In fact, this farce actually has a bit more to it than is typical for its genre. Charlie brightens the life of everyone he deals with. He lets dear old Mrs. Meeks think she understands his fake quasi-European foreign-babble, simply because it makes her feel better. He lets Catherine (Katie Foster), David’s fiancee, pour her heart out to him, even though he “doesn’t understand,” because she has no one else to talk to. And he lets Ellard think he’s succeeding at teaching him English because it makes Ellard feel smart.
Though he’s deceiving everyone, Charlie is not deceptive or malicious. It is only out of his pity for Mrs. Meeks, in fact, that he allows the charade to advance, not wanting her to feel dumb at having been tricked by his friend. And as things go on, he becomes more than just “the foreigner” — he becomes a real person to everyone, and also to himself. He slowly develops a personality — something, he says, he never had before. This is a farce with heart, believe it or not.
Which does not prevent it from being paralyzingly, achingly, devastatingly funny. This is a show that makes you LAUGH, loud and long and from the diaphragm.
Shaw, as Charlie, is one of the original members of the Garrens Comedy Troupe, a local sketch-and-improv group whose weekly shows are perfect training ground for this kind of silliness. Shaw has never carried a show before, and indeed his small frame and high-tenor voice might leave him destined only for supporting roles. But in “The Foreigner,” he proves his worth as a comedic actor, giving Charlie realism, depth and, most of all, humor. His monologue in which he tells a story in his “native language” (a weird hybrid of English and Russian, it sounds like) is a tour de force of comedy. Shaw can play the lead in any show he wants to; “The Foreigner” proves it.
Johnston, as the simple-minded Ellard, is also a member of the Garrens Comedy Troupe, and in fact for the last year or so has been the major reason to go see a Garrens show. With the Garrens, Johnston makes everything physical, throwing himself (often literally) into his roles with funny faces, pratfalls, accents and an insane amount of energy. Garrens devotees laugh as soon as he walks onstage — except that he rarely walks; he usually bursts. I swear, the man must have no skeletal system, the way he flings himself around.
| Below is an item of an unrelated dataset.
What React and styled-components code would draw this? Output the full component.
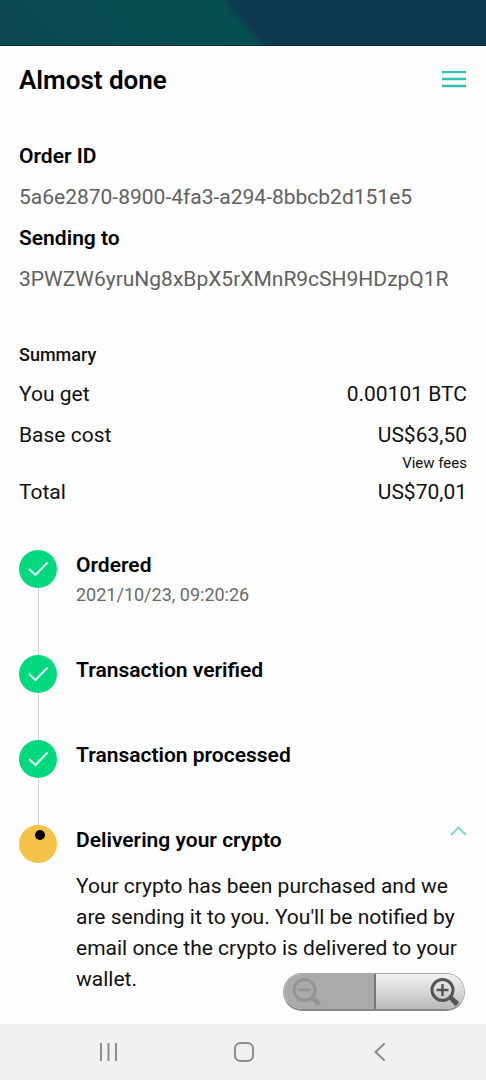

That same energy carries over into “The Foreigner,” but with refinement, thanks to some careful directing from Charles Metten. Johnston plays Ellard dumb, but fast. He thinks quickly; he just comes up with the wrong answers. Here Johnston, like Shaw, shows his worth as an actor, and not just as a comedy troupe member. He demonstrates his ability to rein in his usually unbridled wackiness, and instead of bouncing off every wall in the room, he only bounces off the walls that need bouncing. No mindless Jim Carrey-style goofiness here. Goofiness, yes, but goofiness that’s perfectly suited to the style of the play.
Shaw and Johnston, friends in real life, have a natural chemistry and make a great comedy team. Their scenes together are sheer brilliant comedy.
Katie Foster, a BYU Theatre mainstay, is excellent as always in her portrayal of Catherine, a gal with a lot of problems. Foster plays her sympathetic and nice, and Catherine’s relationship with Charlie is both sweet and funny.
Ultimately, “The Foreigner” succeeds because it accomplishes its major goal: to make the audience laugh. It’s as simple as that. Look at the subtext if you want, examine the social commentary if you must, but do it after the show is over. While it’s going on, you’ll be too busy laughing.
I was hesitant to discuss Marc and Aaron so much in this review, since they're my friends and former co-Garrens. But they really were the highlights of the show, and I thought what they did was significant.
This play was so terribly funny. I cannot overstate that. It made me laugh loud and long and clear.